ANDRES CALDERA P.
En un país serio, después de lo ocurrido el 20 de mayo, ya el presidente de la República habría renunciado.
Ese día, Nicolás Maduro evidenció
ante el mundo que perdió hasta el apoyo de la mayoría de los seguidores
de Hugo Chávez. Las cifras creíbles más generosas le dan un exiguo
respaldo popular. Se quedó solo en el poder, con sus cercanos y la
cúpula militar. No podía de ser de otra manera ante la pavorosa crisis
que ha desatado su gobierno en Venezuela. La hiper-inflación, que se ha
llevado históricamente por delante a los gobiernos de los pueblos que la
han padecido, está llegando a récord mundial.
Me cuesta entender cómo la oposición,
como un todo, no centra en este momento su clamor por la renuncia de
Maduro. No basta una que otra voz pidiendo su dimisión: habría que
hacerlo todos, con contundencia. Flaco servicio hacen algunos, sin darse
cuenta, al hacerle el juego a la permanencia de Maduro, cayendo en su
estrategia de hacernos sentir que él está consolidado en el poder, con
el propósito de generar desaliento y resignación. Unos, por afirmar que
tenían razón, nos enrostran que ahora tenemos a Maduro hasta el 2025;
otros, por pesimismo, empiezan a hablar de aceptación y de hacer planes a
largo plazo para salir de esta calamidad; por último, los que utilizan
las falsas cifras del CNE para hacer sus análisis y conclusiones sobre
lo ocurrido el 20 de mayo, quiebran la única línea que debería tener la
oposición democrática en este momento: una voz potente y consolidada a
todo lo largo del país que exija la salida de Maduro. El pueblo ya no lo
quiere y está demostrado a lo largo de la historia, en muchos países,
que la fuerza de una corriente de opinión pública puede llegar a ser muy
poderosa y producir cambios sorprendentes y repentinos.
La farsa del 20 de mayo –signada por
la abstención y el fraude- no tiene validez para que se proclame que
tenemos un Presidente para el período de seis años, que, de acuerdo a la
Constitución del 99, comienza en enero de 2019. Es tarea pendiente
elegir uno. Pero hasta allá quedan por delante más de siete meses de
esta horrenda crisis y Nicolás Maduro no está en capacidad de
enfrentarla, no puede con ella. Lo patriótico sería que cediera el paso a
una salida de transición negociada, con la presencia de las mejores
capacidades del país, para encarar esta situación, “si no queremos que el enfermo se muera; es decir, que nos quedemos sin país”, como dice el Padre Luis Ugalde en su más reciente artículo.

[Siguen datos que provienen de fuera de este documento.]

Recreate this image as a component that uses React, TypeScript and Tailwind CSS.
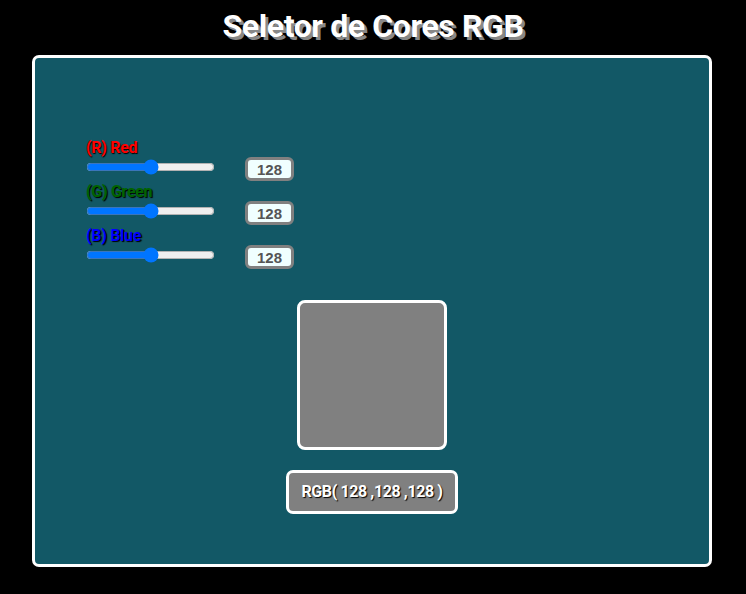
import { useState } from 'react'

type Channel = { key: 'r' | 'g' | 'b'; label: string; color: string }

const channels: Channel[] = [
  { key: 'r', label: '(R) Red', color: 'text-[#ff0000]' },
  { key: 'g', label: '(G) Green', color: 'text-[#006400]' },
  { key: 'b', label: '(B) Blue', color: 'text-[#0000ff]' },
]

export default function App() {
  const [rgb, setRgb] = useState({ r: 128, g: 128, b: 128 })

  const color = `rgb(${rgb.r}, ${rgb.g}, ${rgb.b})`

  return (
    <div className="min-h-screen bg-black pt-[6px] font-['Roboto',sans-serif]">
      <h1 className="text-center text-[32px] leading-[40px] font-bold tracking-[-0.4px] text-white [text-shadow:3px_3px_0_#888]">
        Seletor de Cores RGB
      </h1>
      <div className="mt-[9px] ml-[32px] h-[512px] w-[680px] rounded-[7px] border-[3px] border-white bg-[#125866] pt-[79px]">
        <div className="ml-[51px] flex flex-col gap-[6px]">
          {channels.map((c) => (
            <div key={c.key} className="flex items-end">
              <div className="flex flex-col">
                <label
                  className={`text-[16px] leading-[22px] font-bold tracking-[-0.3px] ${c.color} [text-shadow:1px_1px_1px_#000]`}
                >
                  {c.label}
                </label>
                <input
                  type="range"
                  min={0}
                  max={255}
                  value={rgb[c.key]}
                  onChange={(e) => setRgb({ ...rgb, [c.key]: Number(e.target.value) })}
                  className="w-[129px]"
                />
              </div>
              <input
                type="text"
                readOnly
                value={rgb[c.key]}
                className="mb-[-6px] ml-[30px] h-[24px] w-[49px] rounded-[6px] border-[3px] border-[#808080] bg-[#f0ffff] text-center font-['Liberation_Sans',sans-serif] text-[15px] font-bold text-[#555] outline-none"
              />
            </div>
          ))}
        </div>
        <div className="mt-[37px] flex flex-col items-center">
          <div
            className="h-[150px] w-[150px] rounded-[8px] border-[3px] border-white"
            style={{ backgroundColor: color }}
          />
          <div
            className="mt-[20px] flex h-[44px] w-[172px] items-center justify-center rounded-[7px] border-[3px] border-white text-[16px] font-bold tracking-[-0.4px] text-white [text-shadow:1px_1px_1px_#000]"
            style={{ backgroundColor: color }}
          >
            RGB( {rgb.r} ,{rgb.g} ,{rgb.b} )
          </div>
        </div>
      </div>
    </div>
  )
}
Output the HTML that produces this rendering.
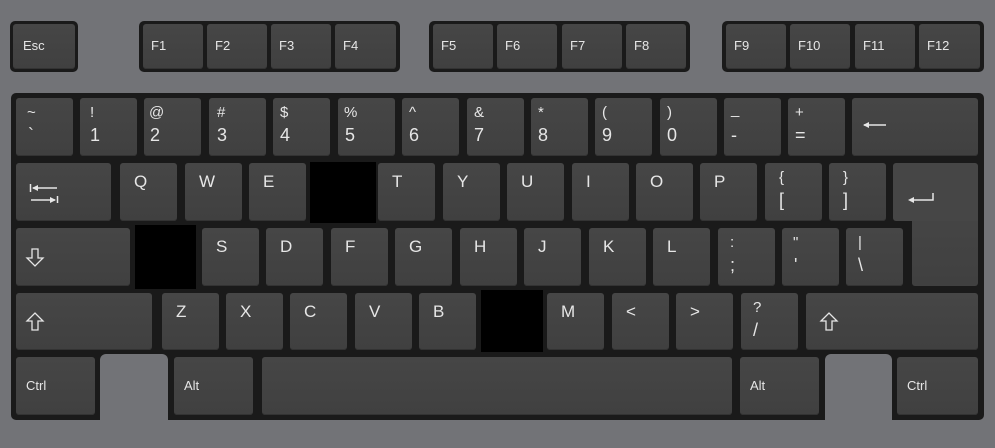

La renuncia es una salida prevista en la Constitución. No somos ingenuos: sabemos que ésta no se produce porque se quiera, sino porque el presidente se ve forzado a hacerlo.
El único caso probablemente en que se concretó por voluntad propia fue
el de Raúl Alfonsín, en Argentina. De resto, todos, desde Pinochet hasta
Color de Mello pasando por Fujimori y De la Rúa, renunciaron porque sus
pueblos los forzaron a dejar el poder.
Corresponde a la Asamblea Nacional y
sus dirigentes la responsabilidad histórica de esta hora. La
Constitución le confiere un papel protagónico como legítima
representante del pueblo. Con el respaldo de la sociedad civil y de los
integrantes de la institución armada, cuya mayor responsabilidad, al
mismo tenor de defender la soberanía del país, es la de sostener -y de
ser transgredido restablecer- el orden constitucional, los venezolanos
tenemos la vía para resolver con seriedad y patriotismo el momento
trágico que vivimos hoy.
La situación no espera, el deterioro
es alarmante. Es en momentos como éste cuando el pueblo venezolano clama
por la unidad de su dirigencia, de toda su dirigencia, ya sea política o
social, empresarial o sindical, estudiantil o intelectual. En todos
urge un solo propósito y un solo mensaje: para comenzar a encontrar
salida a esta crisis, hay que forzar a Maduro a renunciar.